Hello all, I was hoping for some insight in regards to my husbands new assesment due to him doing his tax return.  The Payee has obviously not done a tax return yet this year, and probably wont as she went back to work (therefore will reduce CS).  The previous year she didn't work at all due to having a new baby and hubby had to pay double CS due to this, her non working income was approx 17,000 for that year, however in this years new return her provisional income has been put at 9,500.

How is this possible????  If she didn't work at 17,000 how can they say that this year would only be 9,000??? Would it be because that would be her centrelink income after declaring her actual work income? though i would be surprised. I was hoping someone more experienced in this forum can explain this to me.  I know this may not be possible as i have been a regular reader of this forum but is there anyway to force someone to do their tax return, and if not when they finally do one (in the next tax year for eg) does the Payer get reimbursed for their incorrect payments?????

Another quick question i am also a payer and my ex still claims to earn $0 every single year as he runs his own business and CSA seem to not have done a thing in regards to this.  I know i can do a Capacity to earn request, if that is the correct one, but what are my other options?

Thanks for your help in advance
       with regard to the income I could only guess that that is the case. I'd say contact the CSA and ask them to explain, however my guess is that they would simply quote FOI (Freedom Of Information) about giving details.

Perhaps you (your husband) could initiate a COA for capacity to earn, in which case, unless it is dis-allowed, you'd be privvy to the financial information.
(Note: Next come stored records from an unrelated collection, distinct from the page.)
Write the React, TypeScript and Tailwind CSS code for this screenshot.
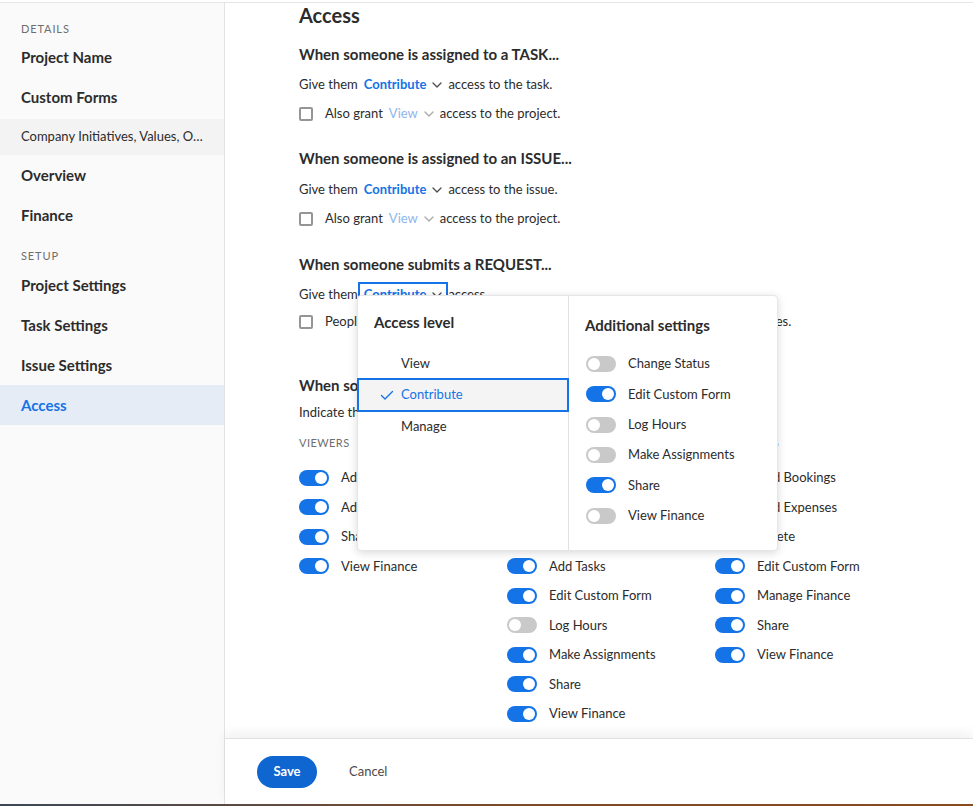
import React from "react";

const FONT = { fontFamily: "Lato, 'Open Sans', sans-serif" };

function Chevron({ light }: { light?: boolean }) {
  return (
    <svg width="10" height="6" viewBox="0 0 10 6" className="shrink-0">
      <path d="M1 1l4 4 4-4" fill="none" stroke={light ? "#a8a8a8" : "#4b4b4b"} strokeWidth="1.3" strokeLinecap="round" strokeLinejoin="round" />
    </svg>
  );
}

function Toggle({ on }: { on: boolean }) {
  return (
    <span className={on ? "relative inline-block w-[30px] h-[16px] rounded-full bg-[#1473e6] shrink-0" : "relative inline-block w-[30px] h-[16px] rounded-full bg-[#c9c9c9] shrink-0"}>
      <span className={on ? "absolute top-[2px] right-[2px] w-[12px] h-[12px] rounded-full bg-white" : "absolute top-[2px] left-[2px] w-[12px] h-[12px] rounded-full bg-white"} />
    </span>
  );
}

function Checkbox() {
  return <span className="inline-block w-[14px] h-[14px] rounded-[2px] border-2 border-[#959595] bg-white shrink-0" />;
}

function Trigger({ label, light, focused }: { label: string; light?: boolean; focused?: boolean }) {
  return (
    <span
      className={
        (focused ? "ring-2 ring-[#1473e6] " : "") +
        "inline-flex items-center gap-[6px] h-[22px] px-[4px] -mx-[4px]"
      }
    >
      <span className={light ? "text-[#8fb6ec]" : "text-[#1473e6] font-bold"}>{label}</span>
      <Chevron light={light} />
    </span>
  );
}

function SideItem({ label, active }: { label: string; active?: boolean }) {
  return (
    <div className={(active ? "bg-[#e6ecf6] text-[#1473e6] " : "text-[#2c2c2c] ") + "h-[40px] flex items-center px-[21px] text-[15px] font-bold"}>
      {label}
    </div>
  );
}

function SideLabel({ label, mt }: { label: string; mt: string }) {
  return <div className={mt + " h-[16px] flex items-center px-[21px] text-[11px] tracking-[0.08em] text-[#6e6e6e]"}>{label}</div>;
}

const col1: [string, boolean][] = [
  ["Add Documents", true],
  ["Add Issues", true],
  ["Share", true],
  ["View Finance", true],
];
const col2: [string, boolean][] = [
  ["Add Documents", true],
  ["Add Expenses", true],
  ["Add Issues", true],
  ["Add Tasks", true],
  ["Edit Custom Form", true],
  ["Log Hours", false],
  ["Make Assignments", true],
  ["Share", true],
  ["View Finance", true],
];
const col3: [string, boolean][] = [
  ["Add Bookings", true],
  ["Add Expenses", true],
  ["Delete", true],
  ["Edit Custom Form", true],
  ["Manage Finance", true],
  ["Share", true],
  ["View Finance", true],
];

function ToggleCol({ title, items }: { title: string; items: [string, boolean][] }) {
  return (
    <div className="flex flex-col">
      <div className="h-[16px] flex items-center text-[11px] tracking-[0.04em] text-[#6e6e6e]">{title}</div>
      <div className="mt-[12px] flex flex-col">
        {items.map(([l, on], i) => (
          <div key={i} className="h-[29.5px] flex items-center gap-[12px] text-[13px] text-[#2c2c2c]">
            <Toggle on={on} />
            <span>{l}</span>
          </div>
        ))}
      </div>
    </div>
  );
}

export default function App() {
  const addl: [string, boolean][] = [
    ["Change Status", false],
    ["Edit Custom Form", true],
    ["Log Hours", false],
    ["Make Assignments", false],
    ["Share", true],
    ["View Finance", false],
  ];
  return (
    <div className="relative w-[973px] h-[806px] overflow-hidden bg-white flex flex-col text-[#2c2c2c]" style={FONT}>
      <div className="h-[3px] shrink-0 border-b border-[#e6e6e6] bg-white" />
      <div className="flex flex-1 min-h-0">
        <aside className="w-[225px] shrink-0 bg-[#fafafa] border-r border-[#e3e3e3] flex flex-col">
          <SideLabel label="DETAILS" mt="mt-[18px]" />
          <SideItem label="Project Name" />
          <SideItem label="Custom Forms" />
          <div className="mt-[2px] h-[36px] bg-[#f3f3f3] flex items-center px-[21px] text-[13px] text-[#2c2c2c]">
            <span className="truncate">Company Initiatives, Values, Objectives</span>
          </div>
          <SideItem label="Overview" />
          <SideItem label="Finance" />
          <SideLabel label="SETUP" mt="mt-[13px]" />
          <div className="mt-[1px]" />
          <SideItem label="Project Settings" />
          <SideItem label="Task Settings" />
          <SideItem label="Issue Settings" />
          <SideItem label="Access" active />
        </aside>
        <main className="flex-1 flex flex-col min-w-0">
          <div className="flex-1 min-h-0 overflow-hidden pl-[74px]">
            <div className="h-[24px] flex items-center text-[20px] font-bold">Access</div>

            <div className="mt-[17px] h-[20px] flex items-center text-[15px] font-bold">When someone is assigned to a TASK...</div>
            <div className="mt-[11px] h-[20px] flex items-center gap-[6px] text-[13px]">
              <span>Give them</span>
              <Trigger label="Contribute" />
              <span>access to the task.</span>
            </div>
            <div className="mt-[9px] h-[20px] flex items-center text-[13px]">
              <Checkbox />
              <span className="ml-[12px] flex items-center gap-[6px]">
                <span>Also grant</span>
                <Trigger label="View" light />
                <span>access to the project.</span>
              </span>
            </div>

            <div className="mt-[24px] h-[20px] flex items-center text-[15px] font-bold">When someone is assigned to an ISSUE...</div>
            <div className="mt-[12px] h-[20px] flex items-center gap-[6px] text-[13px]">
              <span>Give them</span>
              <Trigger label="Contribute" />
              <span>access to the issue.</span>
            </div>
            <div className="mt-[9px] h-[20px] flex items-center text-[13px]">
              <Checkbox />
              <span className="ml-[12px] flex items-center gap-[6px]">
                <span>Also grant</span>
                <Trigger label="View" light />
                <span>access to the project.</span>
              </span>
            </div>

            <div className="mt-[25px] h-[20px] flex items-center text-[15px] font-bold">When someone submits a REQUEST...</div>
            <div className="mt-[11px] h-[20px] flex items-center gap-[6px] text-[13px]">
              <span>Give them</span>
              <Trigger label="Contribute" focused />
              <span>access.</span>
            </div>
            <div className="mt-[7px] h-[20px] flex items-center text-[13px]">
              <Checkbox />
              <span className="ml-[12px]">People from the same company can view all requests submitted to project queues.</span>
            </div>

            <div className="mt-[43px] h-[20px] flex items-center text-[15px] font-bold">When someone is shared on this project...</div>
            <div className="mt-[8px] h-[20px] flex items-center text-[13px]">Indicate the default permissions they will have.</div>

            <div className="mt-[12px] grid grid-cols-[208px_208px_208px]">
              <ToggleCol title="VIEWERS" items={col1} />
              <ToggleCol title="CONTRIBUTORS" items={col2} />
              <ToggleCol title="MANAGERS" items={col3} />
            </div>
          </div>
          <footer className="h-[66px] shrink-0 bg-white border-t border-[#e1e1e1] shadow-[0_-6px_10px_rgba(0,0,0,0.05)] flex items-center pl-[32px] gap-[32px]">
            <button className="w-[60px] h-[32px] rounded-full bg-[#0f66d0] text-white text-[13px] font-bold">Save</button>
            <span className="text-[13px] text-[#4b4b4b]">Cancel</span>
          </footer>
        </main>
      </div>
      <div className="h-[2px] shrink-0 bg-gradient-to-r from-[#3b4756] via-[#7a4a28] to-[#8a4a1e]" />

      <div className="absolute left-[357px] top-[295px] w-[421px] h-[256px] bg-white rounded-[4px] border border-[#e6e6e6] shadow-[0_2px_8px_rgba(0,0,0,0.15)] flex">
        <div className="w-[211px] shrink-0 border-r border-[#e1e1e1] flex flex-col">
          <div className="mt-[16px] h-[20px] flex items-center pl-[16px] text-[15px] font-bold">Access level</div>
          <div className="mt-[15px] h-[31px] pt-[3px] flex items-center pl-[43px] text-[13px]">View</div>
          <div className="h-[34px] -ml-px -mr-px flex items-center bg-[#f4f4f4] border-2 border-[#1473e6] text-[#1473e6] text-[13px]">
            <svg width="14" height="10" viewBox="0 0 14 10" className="ml-[21px]">
              <path d="M1.5 5.5l3.5 3.5 7.5-7.5" fill="none" stroke="#1473e6" strokeWidth="1.4" strokeLinecap="round" strokeLinejoin="round" />
            </svg>
            <span className="ml-[7px]">Contribute</span>
          </div>
          <div className="h-[30px] flex items-center pl-[43px] text-[13px]">Manage</div>
        </div>
        <div className="flex-1 flex flex-col pl-[16px]">
          <div className="mt-[19px] h-[20px] flex items-center text-[15px] font-bold">Additional settings</div>
          <div className="mt-[14px] flex flex-col">
            {addl.map(([l, on], i) => (
              <div key={i} className="h-[30.3px] flex items-center gap-[12px] text-[13px] pl-[1px]">
                <Toggle on={on} />
                <span>{l}</span>
              </div>
            ))}
          </div>
        </div>
      </div>
    </div>
  );
}
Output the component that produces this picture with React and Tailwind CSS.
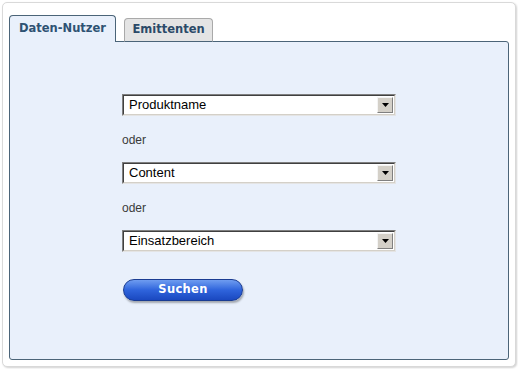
const FakeSelect = ({ label }) => (
  <div className="w-[274px] h-[22px] flex border border-t-[#7f7f7f] border-l-[#7f7f7f] border-b-[#e4e4e4] border-r-[#e4e4e4]">
    <div className="flex-1 flex border border-t-[#404040] border-l-[#404040] border-b-[#d4d0c8] border-r-[#d4d0c8] bg-white">
      <div className="flex-1 flex items-center pl-[5px] text-[13px] text-black font-['Liberation_Sans',Arial,sans-serif]">
        {label}
      </div>
      <div className="w-[16px] m-px flex items-center justify-center bg-[#d4d0c8] border border-t-[#f4f4f4] border-l-[#f4f4f4] border-b-[#808080] border-r-[#808080]">
        <svg width="7" height="4" viewBox="0 0 7 4">
          <path d="M0 0h7L3.5 4z" fill="#000" />
        </svg>
      </div>
    </div>
  </div>
);

const Oder = () => (
  <div className="h-[14px] leading-[14px] text-[12px] text-[#3a3a3a] font-['Liberation_Sans',Arial,sans-serif]">oder</div>
);

export default function App() {
  return (
    <div className="w-[518px] h-[369px] bg-white p-[2px] font-['DejaVu_Sans',Verdana,sans-serif]">
      <div className="h-full flex flex-col rounded-[5px] border border-[#d9d9d9] shadow-[1px_1px_2px_rgba(0,0,0,0.18)] bg-white pl-[6px] pr-[6px] pt-[12px] pb-[6px]">
        {/* Tabs */}
        <div className="flex items-end gap-[8px] -mb-px relative z-10">
          <div className="w-[107px] h-[27px] flex items-center justify-center rounded-t-[4px] border border-b-0 border-[#4b6478] bg-[#e9f0fb] text-[11.5px] font-bold text-[#2e5273]">
            Daten-Nutzer
          </div>
          <div className="w-[89px] h-[24px] flex items-center justify-center rounded-t-[4px] border border-[#a9a9a9] border-b-[#4b6478] bg-[#e4e4e4] text-[11.5px] font-bold text-[#2b4a68]">
            Emittenten
          </div>
        </div>

        {/* Panel */}
        <div className="flex-1 rounded-[3px] rounded-tl-none border border-[#4b6478] bg-[#e9f0fb] pl-[112px] pt-[52px]">
          <FakeSelect label="Produktname" />
          <div className="mt-[17px]"><Oder /></div>
          <div className="mt-[15px]"><FakeSelect label="Content" /></div>
          <div className="mt-[17px]"><Oder /></div>
          <div className="mt-[15px]"><FakeSelect label="Einsatzbereich" /></div>
          <button className="mt-[27px] ml-px w-[120px] h-[22px] rounded-full border border-[#1a3c92] bg-gradient-to-b from-[#6f9cf0] via-[#2f64dc] to-[#1a48c0] shadow-[1px_2px_2px_rgba(0,0,0,0.3)] text-white text-[11.5px] font-bold tracking-[0.3px]">
            Suchen
          </button>
        </div>
      </div>
    </div>
  );
}
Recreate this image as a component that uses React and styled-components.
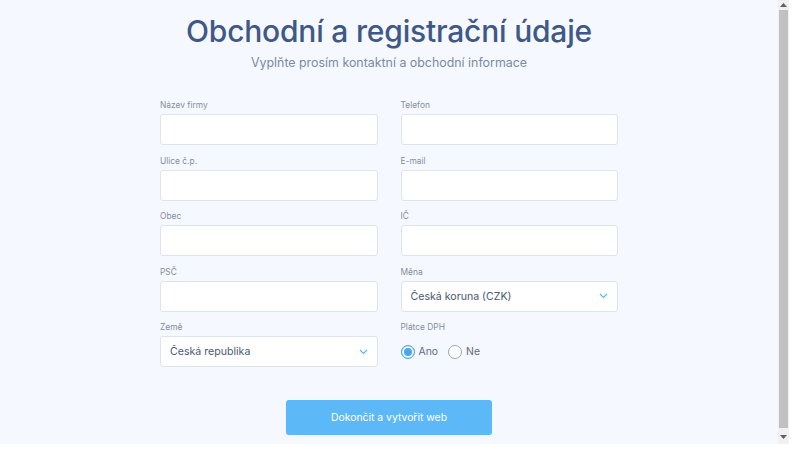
import React from 'react';
import styled, { createGlobalStyle } from 'styled-components';

const GlobalStyle = createGlobalStyle`
  html, body {
    margin: 0;
    background: #fff;
  }
  body {
    font-family: Inter, "Noto Sans", "Liberation Sans", sans-serif;
  }
`;

const Window = styled.div`
  width: 789px;
  height: 444px;
  display: flex;
  background: #f5f9ff;
  overflow: hidden;
`;

const Page = styled.main`
  flex: 1;
  box-sizing: border-box;
  padding-top: 13px;
  display: flex;
  flex-direction: column;
  align-items: center;
`;

const ScrollBar = styled.div`
  width: 11px;
  flex: none;
  display: flex;
  flex-direction: column;
  background: #f1f1f1;
`;

const ScrollArrow = styled.div`
  height: ${(p) => p.$h}px;
  display: flex;
  align-items: center;
  justify-content: center;
`;

const Thumb = styled.div`
  flex: 1;
  margin: 0 1px 1px 1px;
  background: #c1c1c1;
`;

const Title = styled.h1`
  margin: 0;
  font-size: 30px;
  line-height: 36px;
  font-weight: 500;
  color: #3f5886;
  letter-spacing: -0.2px;
`;

const Subtitle = styled.p`
  margin: 4.5px 0 0;
  font-size: 12.4px;
  line-height: 18px;
  color: #7a89a5;
`;

const Form = styled.form`
  margin-top: 27.5px;
  width: 458px;
  display: grid;
  grid-template-columns: 1fr 1fr;
  column-gap: 23px;
  row-gap: 9.5px;
`;

const Field = styled.div`
  display: flex;
  flex-direction: column;
`;

const Label = styled.label`
  font-size: 8.4px;
  line-height: 12px;
  color: #838d9e;
  margin-bottom: 3px;
`;

const Input = styled.input`
  box-sizing: border-box;
  height: 31px;
  width: 100%;
  border: 1px solid #dde4ee;
  border-radius: 3px;
  background: #fff;
  padding: 0 10px;
  font: inherit;
  font-size: 10.6px;
  color: #4b5873;
  outline: none;
`;

const SelectBox = styled.div`
  box-sizing: border-box;
  height: 31px;
  display: flex;
  align-items: center;
  border: 1px solid #dde4ee;
  border-radius: 3px;
  background: #fff;
  padding: 0 9px 0 0;

  svg {
    flex: none;
  }
`;

const Select = styled.select`
  flex: 1;
  appearance: none;
  border: none;
  background: transparent;
  height: 100%;
  padding: 0 9px;
  font: inherit;
  font-size: 10.6px;
  color: #4b5873;
  outline: none;
`;

const RadioRow = styled.div`
  height: 31px;
  display: flex;
  align-items: center;
  gap: 10px;
`;

const RadioOption = styled.label`
  display: flex;
  align-items: center;
  gap: 4px;
  font-size: 10.4px;
  color: #5d6a82;
`;

const Radio = styled.input.attrs({ type: 'radio' })`
  appearance: none;
  margin: 0;
  width: 14px;
  height: 14px;
  box-sizing: border-box;
  border-radius: 50%;
  border: 1.5px solid #9aa5b8;
  background: #fff;

  &:checked {
    border-color: #4aa6ee;
    background: #4aa6ee;
    box-shadow: inset 0 0 0 2px #fff;
  }
`;

const Submit = styled.button`
  margin-top: 33px;
  width: 206px;
  height: 35px;
  border: none;
  border-radius: 3px;
  background: #5cb8f6;
  color: #fff;
  font: inherit;
  font-size: 10.4px;
  font-weight: 400;
`;

const Chevron = () => (
  <svg width="9" height="6" viewBox="0 0 9 6" fill="none">
    <path d="M1 1l3.5 3.5L8 1" stroke="#5cb8f6" strokeWidth="1.2" />
  </svg>
);

const Arrow = ({ down }) => (
  <svg width="7" height="4" viewBox="0 0 7 4">
    <path d={down ? 'M0 0h7L3.5 4z' : 'M0 4h7L3.5 0z'} fill="#606060" />
  </svg>
);

function TextField({ label }) {
  return (
    <Field>
      <Label>{label}</Label>
      <Input type="text" />
    </Field>
  );
}

function SelectField({ label, value }) {
  return (
    <Field>
      <Label>{label}</Label>
      <SelectBox>
        <Select defaultValue={value}>
          <option>{value}</option>
        </Select>
        <Chevron />
      </SelectBox>
    </Field>
  );
}

export default function App() {
  return (
    <>
      <GlobalStyle />
      <Window>
        <Page>
          <Title>Obchodní a registrační údaje</Title>
          <Subtitle>Vyplňte prosím kontaktní a obchodní informace</Subtitle>
          <Form>
            <TextField label="Název firmy" />
            <TextField label="Telefon" />
            <TextField label="Ulice č.p." />
            <TextField label="E-mail" />
            <TextField label="Obec" />
            <TextField label="IČ" />
            <TextField label="PSČ" />
            <SelectField label="Měna" value="Česká koruna (CZK)" />
            <SelectField label="Země" value="Česká republika" />
            <Field>
              <Label>Plátce DPH</Label>
              <RadioRow>
                <RadioOption>
                  <Radio name="dph" defaultChecked />
                  Ano
                </RadioOption>
                <RadioOption>
                  <Radio name="dph" />
                  Ne
                </RadioOption>
              </RadioRow>
            </Field>
          </Form>
          <Submit type="button">Dokončit a vytvořit web</Submit>
        </Page>
        <ScrollBar>
          <ScrollArrow $h={10}>
            <Arrow />
          </ScrollArrow>
          <Thumb />
          <ScrollArrow $h={15}>
            <Arrow down />
          </ScrollArrow>
        </ScrollBar>
      </Window>
    </>
  );
}
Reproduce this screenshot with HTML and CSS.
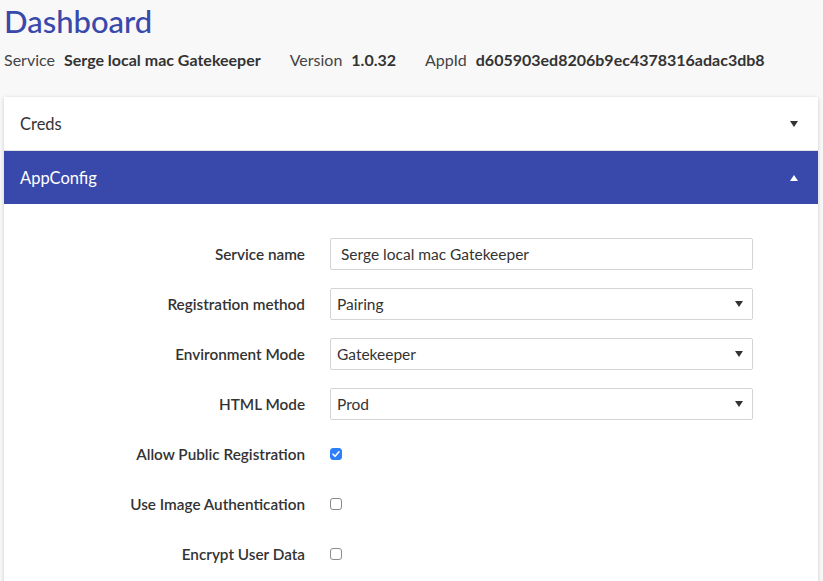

With regard to the second question (quick question longer answer), in theory as the taxable income provided is less than the maximum standard Parenting Payment Single ($13980) and if the recipient is not on income support, then they would be expected to pay the fixed assessment amount which is $1122 p.a. ($21.57) per child. However as the legislation applies this only at the end and not within the calculations, such a Payee is assisted by the legislation in not meeting their responsibility toward the child or children and the measure is not applied by what I can see. You could try to contest this as being unfair, unjust and inequitable for it not to be applied as an offset, however I believe that you would have a greater chance of getting a reason 8 Change of Assessment for Capacity to earn. Perhaps to initiate both would be a good idea.